Compassion is, by its nature, active; and it requires a reaching out. If I have to seek out kindness or compassion for myself, it is neither. It cannot be flippant. It cannot be quick. It isn't conveyed through the click of a button on a post or even an image shared in a few seconds. It can not be given and received in a moment, the instant gratification of the keyboard warrior. (I do recognize the irony as I type this avalanche of words onto a blog post). Maybe true compassion is so hard because we live in an age that is starved of real relationships: relationships that aren't carefully curated through technology, filtered and airbrushed to be perfect, that end up being searingly unforgiving when they a misword is spoken. Compassion requires that we get messy. We make mistakes, we connect with others, we forgive each other. It requires intentionality, time, and movement. Compassion and kindness cannot exist behind a keyboard; it needs to move outside, to go forth; to touch, taste, hear, smell, and see; it needs to experience the need and sit with a person in that need. It needs laughter and tears and anger and joy and discomfort and the whole range of human emotion.
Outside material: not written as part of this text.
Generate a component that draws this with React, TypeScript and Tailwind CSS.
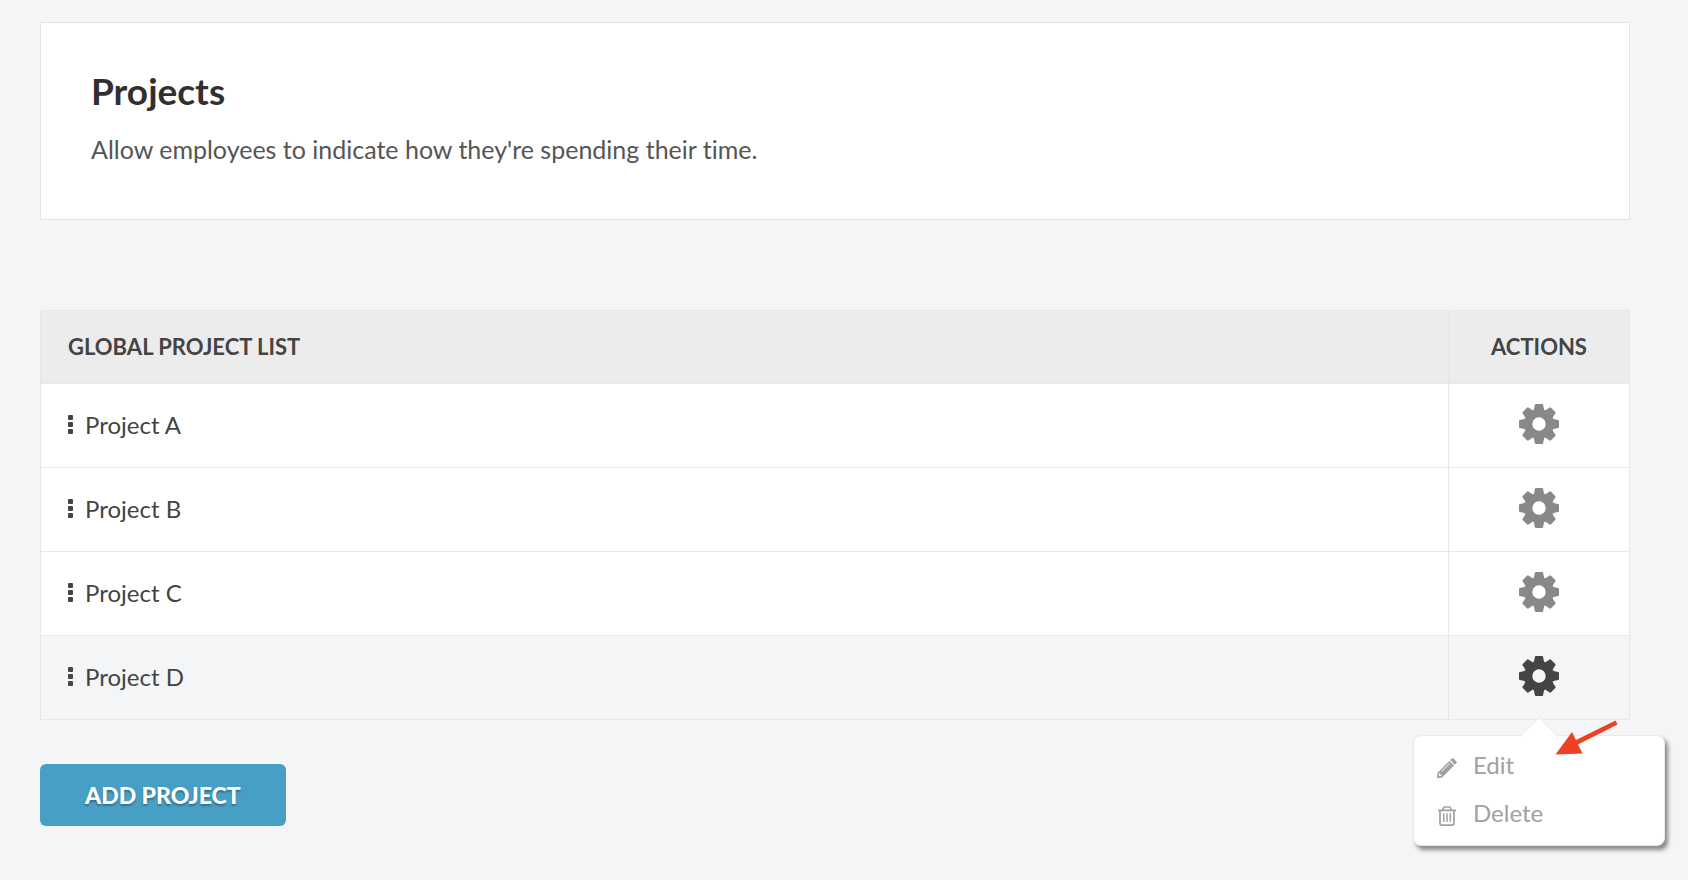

Much like love, it's not a feeling, but a choice.

I wish we would turn compassion into an action verb; compassion is running, it's reaching, it's holding, it's listening, it's cooking, it's cleaning; it's asking, it's seeking, it's drawing near, it's inviting.

It's serving. 

Our world is bigger than our comfortable rooms; compassion can't live in small spaces, small minds, or closed quarters. Compassion must reach out in person and act.